The list of genes and transcripts for each specific locus obtained using GeneRetriever® was compared against two sets of ear gene-expression databases. The first set includes genes expressed in the developing ear [13]. This list is a compilation of the numerous genes that are expressed at different stages during inner ear development in two animal species. The second set was obtained from fetal cochlear cDNA library and EST database (updated as of 2002) of the Morton Hearing Research Group [14]. The data present in this set was adapted from Unigene [12]. The database has 14,805 ESTs, and 12,624 ESTs are sorted by Unigene into 4,519 independent clusters. Unigene did not classify the remaining ESTs due to factors such as possible contaminating sequences, very small inserts, or excessive repetitive elements. For a gene within a particular locus to be considered for candidacy, it has to be present in either of the above two databases. Genes that were not present in either expression databases were initially eliminated from consideration. It warrants mention that functional significance of expressed sequences in human and mouse inner ear has been used to propose deafness candidates [32, 33].
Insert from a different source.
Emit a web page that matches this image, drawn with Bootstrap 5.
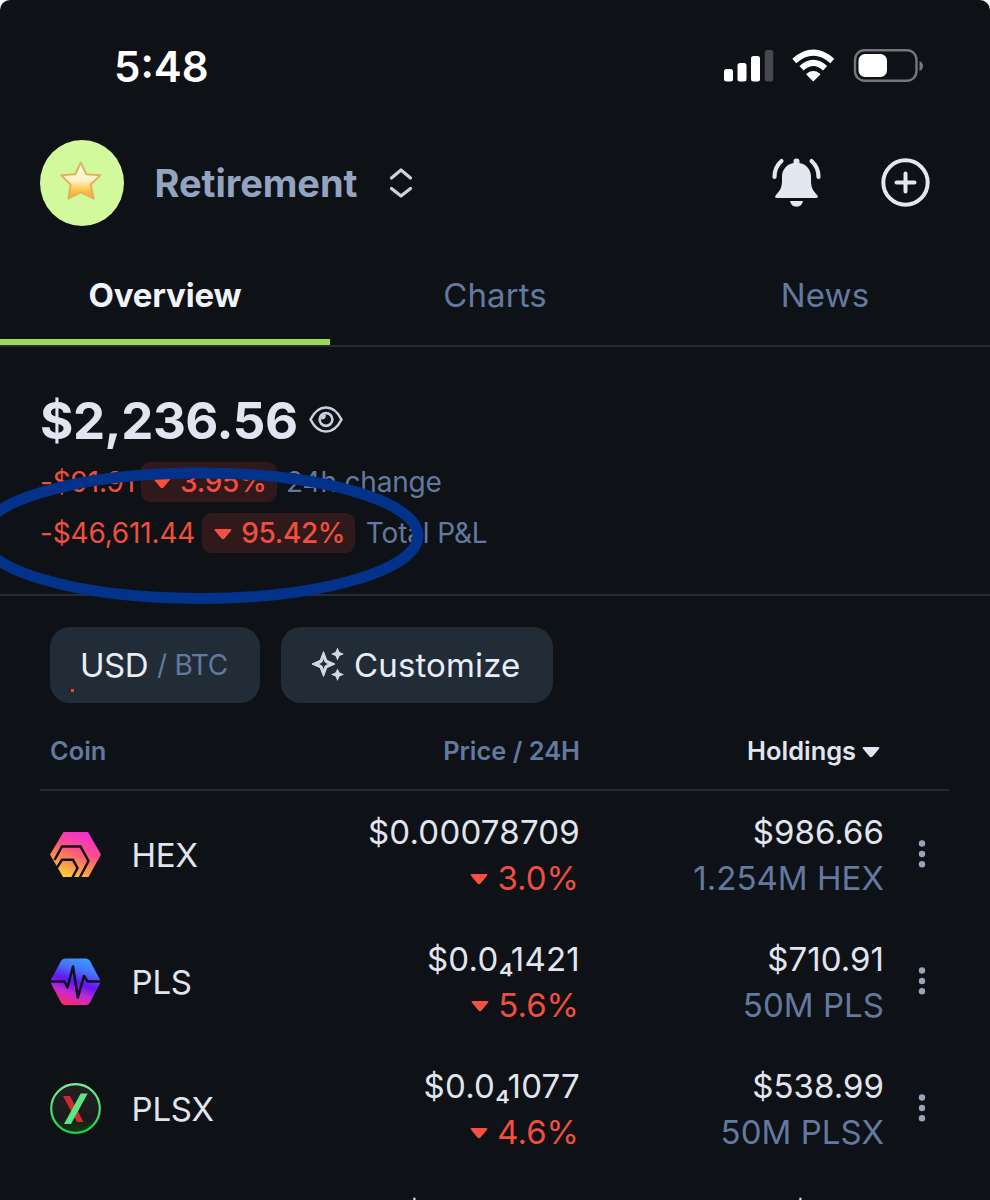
<!DOCTYPE html>
<html lang="en">
<head>
<meta charset="utf-8">
<meta name="viewport" content="width=device-width, initial-scale=1">
<title>Retirement portfolio</title>
<link href="https://cdn.jsdelivr.net/npm/bootstrap@5.3.0/dist/css/bootstrap.min.css" rel="stylesheet">
<style>
  :root { --ink:#0e1116; --text:#e1e5ef; --muted:#64799f; --loss:#f04e3e; --rule:#252c38; --chip:#222c37; }
  body { background:#fff; font-family:Inter, sans-serif; color:var(--text); overflow:hidden; }
  svg { display:block; flex:none; }
  .phone { height:1200px; background:var(--ink); border-radius:10px 10px 0 0; overflow:hidden; }
  .statusbar { height:132px; padding:0 67px 0 114px; }
  .clock { font-size:42px; font-weight:600; color:#fff; }
  .topbar { height:102px; padding:0 60px 0 40px; }
  .avatar { width:84px; height:86px; background:#d2f99b; }
  .portfolio-name { font-size:38px; font-weight:650; color:#94a3c0; margin-left:30.5px; padding-top:1px; letter-spacing:-.05px; }
  .tabs { height:113px; border-bottom:2px solid var(--rule); font-size:33px; }
  .tabs a { color:var(--muted); text-decoration:none; width:330px; padding-top:12px; letter-spacing:.1px; }
  .tabs a.active { color:#f0f3f9; font-weight:650; border-bottom:6px solid #9cdb58; padding-top:18px; letter-spacing:-.15px; }
  .summary { height:249px; padding:39px 40px 0; border-bottom:2px solid var(--rule); }
  .balance { font-size:51px; font-weight:700; line-height:70px; letter-spacing:-.45px; }
  .change { font-size:28px; height:40px; line-height:40px; white-space:nowrap; letter-spacing:-.17px; }
  .loss { color:var(--loss); }
  .soft { color:var(--muted); }
  .pill { background:#2f191a; border-radius:9px; height:40px; padding:0 10px 0 12px; font-weight:500; }
  .marker { left:0; top:110px; }
  .chips { padding:31px 50px 0; gap:21px; }
  .chip { height:76px; border-radius:20px; background:var(--chip); font-size:33px; color:#e9edf5; }
  .dot { width:3px; height:3px; background:#e0484c; left:21px; top:62px; }
  .grid-head { margin:0 41px 0 40px; height:88px; padding:10px 0 0 10px; border-bottom:2px solid var(--rule); font-size:25.4px; font-weight:600; }
  .coin-row { height:127px; padding:0 0 0 50px; font-size:33px; line-height:46px; }
  .c-name { width:240px; }
  .c-price { width:290px; }
  .price-value { letter-spacing:.22px; }
  .c-hold { width:304px; letter-spacing:.04px; }
  .c-menu { margin-left:34px; margin-top:-2px; }
</style>
</head>
<body>
<main class="phone">
  <header class="statusbar d-flex align-items-center justify-content-between">
    <span class="clock">5:48</span>
    <svg width="200" height="40" viewBox="723 46 200 40">
      <g fill="#fff">
        <rect x="724" y="69" width="9" height="12.500" rx="2.5"/><rect x="737.5" y="63" width="9" height="18.500" rx="2.5"/>
        <rect x="751" y="56" width="9" height="25.500" rx="2.5"/><rect x="764.800" y="50" width="8.500" height="31.500" rx="2.500" fill="#47494d"/>
        <path d="M813.300 81.500L806.500 74.800Q805.800 74 806.800 73.400Q813.300 68.500 819.800 73.400Q820.800 74 820.100 74.800Z"/>
      </g>
      <path d="M801.500 68.300Q813.300 57.400 825.100 68.300" fill="none" stroke="#fff" stroke-width="6"/>
      <path d="M794.300 61Q813.300 44.400 832.300 61" fill="none" stroke="#fff" stroke-width="6"/>
      <rect x="855" y="50.200" width="61.500" height="30.600" rx="9.500" fill="none" stroke="#75777a" stroke-width="2.400"/>
      <rect x="858.500" y="54" width="28.500" height="23" rx="6.500" fill="#fff"/>
      <path d="M919.500 61V71Q923 69.500 923 66T919.500 61Z" fill="#75777a"/>
    </svg>
  </header>

  <section class="topbar d-flex align-items-center">
    <div class="avatar rounded-circle d-flex align-items-center justify-content-center">
      <svg width="44" height="42" viewBox="0 0 44 42" style="margin-top:-4px;margin-left:-2px">
        <defs><linearGradient id="star" x1="0" y1="0" x2="0" y2="1"><stop offset=".1" stop-color="#fffbe6"/><stop offset=".5" stop-color="#fff2c6"/><stop offset=".75" stop-color="#ffc94d"/><stop offset="1" stop-color="#eda22e"/></linearGradient></defs>
        <path d="M21.800 2.500L27.200 14.200L41.300 15.200L31.600 24.600L34.800 38.500L21.800 32.400L9.300 38.500L11.600 24.600L2.300 15.200L16.300 14.200Z" fill="url(#star)" stroke="#e0b45e" stroke-width="2" stroke-linejoin="round"/>
      </svg>
    </div>
    <span class="portfolio-name">Retirement</span>
    <svg class="ms-auto" width="24" height="32" viewBox="389 167 24 32" fill="none" stroke="#cbd2df" stroke-width="3.200" stroke-linecap="round" stroke-linejoin="round" style="margin-right:358px"><path d="M391.500 178L401 170L410.500 178M391.500 188.500L401 196L410.500 188.500"/></svg>
    <svg width="50" height="50" viewBox="771 157 50 50" style="margin-right:59px;margin-top:-2px">
      <path d="M793.500 163V161Q793.500 158.500 796.500 158.500T799.500 161V163C807 164.500 811 170 811 177V181C811 188 813.500 191 817 195Q819.500 198 815.500 198H777.500Q773.500 198 776 195C779.500 191 782 188 782 181V177C782 170 786 164.500 793.500 163ZM790 201H803Q802 206.700 796.500 206.700T790 201Z" fill="#e3e7f0"/>
      <path d="M781.500 161Q774.500 167 774.500 177M811.500 161Q818.500 167 818.500 177" fill="none" stroke="#e3e7f0" stroke-width="4.200" stroke-linecap="round"/>
    </svg>
    <svg width="50" height="50" viewBox="0 0 50 50" fill="none" stroke="#e3e7f0" stroke-width="4"><circle cx="25.500" cy="24.500" r="22.200"/><path d="M25.500 15.500V33.500M16.500 24.500H34.500" stroke-linecap="round"/></svg>
  </section>

  <nav class="tabs d-flex">
    <a class="active d-flex align-items-center justify-content-center" href="#">Overview</a>
    <a class="d-flex align-items-center justify-content-center" href="#">Charts</a>
    <a class="d-flex align-items-center justify-content-center" href="#">News</a>
  </nav>

  <section class="summary position-relative">
    <div class="d-flex align-items-center">
      <span class="balance">$2,236.56</span>
      <svg width="34" height="27" viewBox="0 0 34 27" fill="none" stroke="#c9d0dd" stroke-width="2.600" style="margin-left:11px;margin-top:-3px"><path d="M1.500 13.500Q7.500 1.500 17 1.500T32.500 13.500Q26.500 25.500 17 25.500T1.500 13.500Z" stroke-linejoin="round"/><circle cx="17" cy="13.500" r="6.400"/><path d="M12 13.500Q17 14 17 8.500L12.500 9Z" fill="#c9d0dd" stroke="none"/></svg>
    </div>
    <div class="change d-flex align-items-center" style="margin-top:6px">
      <span class="loss">-$91.91</span>
      <span class="pill loss d-flex align-items-center" style="margin-left:5.500px"><svg width="18" height="12" viewBox="0 0 18 12" style="margin-top:1px"><path d="M2 1H16Q18.500 1 16.800 3L10.500 10.500Q9 12 7.500 10.500L1.200 3Q-.5 1 2 1Z" fill="#f7503f"/></svg><span style="margin-left:9.500px;letter-spacing:-.3px">3.95%</span></span>
      <span class="soft" style="margin-left:9.500px">24h change</span>
    </div>
    <div class="change d-flex align-items-center" style="margin-top:11px">
      <span class="loss">-$46,611.44</span>
      <span class="pill loss d-flex align-items-center" style="margin-left:7px"><svg width="18" height="12" viewBox="0 0 18 12" style="margin-top:2px"><path d="M2 1H16Q18.500 1 16.800 3L10.500 10.500Q9 12 7.500 10.500L1.200 3Q-.5 1 2 1Z" fill="#f7503f"/></svg><span style="margin-left:9px;letter-spacing:-.35px">95.42%</span></span>
      <span class="soft" style="margin-left:10.500px">Total P&amp;L</span>
    </div>
    <svg class="marker position-absolute" width="440" height="156" viewBox="0 457 440 156"><ellipse cx="199.500" cy="535.700" rx="218.500" ry="62.700" fill="none" stroke="#03328b" stroke-width="11"/></svg>
  </section>

  <section class="chips d-flex">
    <div class="chip position-relative d-flex align-items-center" style="width:210.400px;padding-left:30px"><span style="letter-spacing:-.5px;padding-top:1px">USD</span><span class="soft" style="font-size:28px;margin-left:9px;letter-spacing:-.3px">/ BTC</span><i class="dot position-absolute"></i></div>
    <div class="chip d-flex align-items-center" style="width:271.500px;padding-left:29.600px">
      <svg width="34" height="36" viewBox="0 0 34 36" fill="#d3d9e4"><path fill-rule="evenodd" d="M12.500 4.500L15.800 13.300L24 17L15.800 20.700L12.500 29.500L9.200 20.700L1 17L9.200 13.300ZM12.500 11L10.800 15.200L7 17L10.800 18.800L12.500 23L14.200 18.800L18 17L14.200 15.200Z" stroke="#d3d9e4" stroke-width="1" stroke-linejoin="round"/><path d="M26.500 .5L28.500 5L33 7L28.500 9L26.500 13.500L24.500 9L20 7L24.500 5ZM26.500 21.500L28.500 25.500L33 27.500L28.500 29.500L26.500 34L24.500 29.500L20 27.500L24.500 25.500Z"/></svg>
      <span style="margin-left:9px;letter-spacing:.15px;padding-top:1px">Customize</span>
    </div>
  </section>

  <section class="grid-head d-flex align-items-center soft">
    <span class="c-name">Coin</span>
    <span class="c-price text-end">Price / 24H</span>
    <span class="d-flex align-items-center justify-content-end" style="width:300px;color:var(--text)">Holdings<svg width="18" height="12" viewBox="0 0 18 12" style="margin-left:6px;margin-top:2px"><path d="M2 1H16Q18.500 1 16.800 3L10.500 10.500Q9 12 7.500 10.500L1.200 3Q-.5 1 2 1Z" fill="#e1e5ef"/></svg></span>
  </section>

  <section id="rows"></section>
</main>

<svg width="0" height="0" class="position-absolute">
  <defs>
    <linearGradient id="hexG" x1=".75" y1="0" x2=".3" y2="1"><stop offset="0" stop-color="#f02be0"/><stop offset=".4" stop-color="#fa4e88"/><stop offset=".68" stop-color="#fb8a50"/><stop offset="1" stop-color="#fbcf38"/></linearGradient>
    <linearGradient id="plsG" x1=".7" y1="0" x2=".35" y2="1"><stop offset="0" stop-color="#38a0f8"/><stop offset=".25" stop-color="#4673fa"/><stop offset=".52" stop-color="#6513f4"/><stop offset=".75" stop-color="#c62ad0"/><stop offset="1" stop-color="#fa2b66"/></linearGradient>
    <linearGradient id="xG" x1="0" y1="0" x2="0" y2="1"><stop offset="0" stop-color="#78f09a"/><stop offset="1" stop-color="#1fd13f"/></linearGradient>
    <linearGradient id="xBg" x1="0" y1="0" x2="0" y2="1"><stop offset="0" stop-color="#222026"/><stop offset=".7" stop-color="#1a1a1b"/><stop offset="1" stop-color="#0d3a14"/></linearGradient>
  </defs>
</svg>

<script>
  const icons = {
    HEX: '<path d="M13.500 3H38L51 25.500L38.500 48H13L0 25.500Z" fill="url(#hexG)"/><path d="M4.500 31L12 17.500H30.500L38.500 32L29.800 48.500" fill="none" stroke="#170f18" stroke-width="2.500"/><path d="M7 38.500L12 30.800H23L27.500 39L22.500 48.500" fill="none" stroke="#170f18" stroke-width="2.500"/>',
    PLS: '<path d="M15 2.500H36Q38.500 2.500 40 5L51 25.500L40 46.500Q38.500 49 36 49H15Q12.500 49 11 46.500L0 25.500L11 5Q12.500 2.500 15 2.500Z" fill="url(#plsG)"/><path d="M0 25.500H14.500L17.500 31.500L23 10.500L27.800 41.500L34 20L37.500 25.500H51" fill="none" stroke="#0f1022" stroke-width="2.600" stroke-linejoin="round"/>',
    PLSX: '<circle cx="25.500" cy="25.500" r="24.300" fill="url(#xBg)" stroke="url(#xG)" stroke-width="2.200"/><path d="M13 13H20L33.500 39H27Z" fill="#cf292f"/><path d="M30.700 10.500H37.700L21 41H14Z" fill="#5fe580"/>'
  };
  const coins = [
    ['HEX', '$0.00078709', '3.0%', '$986.66', '1.254M HEX'],
    ['PLS', '$0.0₄1421', '5.6%', '$710.91', '50M PLS'],
    ['PLSX', '$0.0₄1077', '4.6%', '$538.99', '50M PLSX']
  ];
  const row = ([name, price, pct, value, amount]) => `
    <div class="coin-row d-flex align-items-center">
      <div class="c-name d-flex align-items-center"><svg width="51" height="51" viewBox="0 0 51 51">${icons[name]}</svg><span style="margin-left:30.500px;letter-spacing:-.2px">${name}</span></div>
      <div class="c-price text-end"><div class="price-value">${price}</div>
        <div class="loss d-flex align-items-center justify-content-end" style="padding-right:1px"><svg width="18" height="12" viewBox="0 0 18 12" style="margin-top:2px"><path d="M2 1H16Q18.500 1 16.800 3L10.500 10.500Q9 12 7.500 10.500L1.200 3Q-.5 1 2 1Z" fill="#f7503f"/></svg><span style="margin-left:9.500px">${pct}</span></div></div>
      <div class="c-hold text-end"><div>${value}</div><div class="soft">${amount}</div></div>
      <svg class="c-menu" width="8" height="28" viewBox="0 0 8 28" fill="#98a4bb"><circle cx="4" cy="3.500" r="3.200"/><circle cx="4" cy="14" r="3.200"/><circle cx="4" cy="24.300" r="3.200"/></svg>
    </div>`;
  document.getElementById('rows').innerHTML = coins.map(row).join('') + `
    <div class="coin-row d-flex align-items-center">
      <div class="c-name"></div>
      <div class="c-price text-end"><div style="padding-right:155px">$</div><div>&nbsp;</div></div>
      <div class="c-hold text-end"><div style="padding-right:73px">$</div><div>&nbsp;</div></div>
    </div>`;
</script>
<script src="https://cdn.jsdelivr.net/npm/bootstrap@5.3.0/dist/js/bootstrap.bundle.min.js"></script>
</body>
</html>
Human reference protein database

In comparing the two sets of databases to the list of genes and transcripts within each hereditary hearing loss locus obtained using GeneRetriever®, we were able to compile a list of possible candidate genes for the various loci. To further narrow-down and refine this list, we obtained a list of all known interacting genes for each of the known and candidate genes using the Human Reference Protein Database (HRPD)[15]. The interacting proteins for all the genes within the mapped loci were obtained regardless of whether the gene is present in the two data sets of inner-ear expressed transcripts. In our first attempt of mining the data, if a gene is not present in the data set but its interacting proteins are expressed or present in the cochlea or identified in the table of gene expression in the developing ear, then this gene is considered a candidate. In our second attempt, we removed the ear-expression filter requirement. Therefore, any interacting and repeating protein was given consideration. Identifying candidate interacting genes that repeat in many loci supported their candidacy, resulting in a more comprehensive candidate list.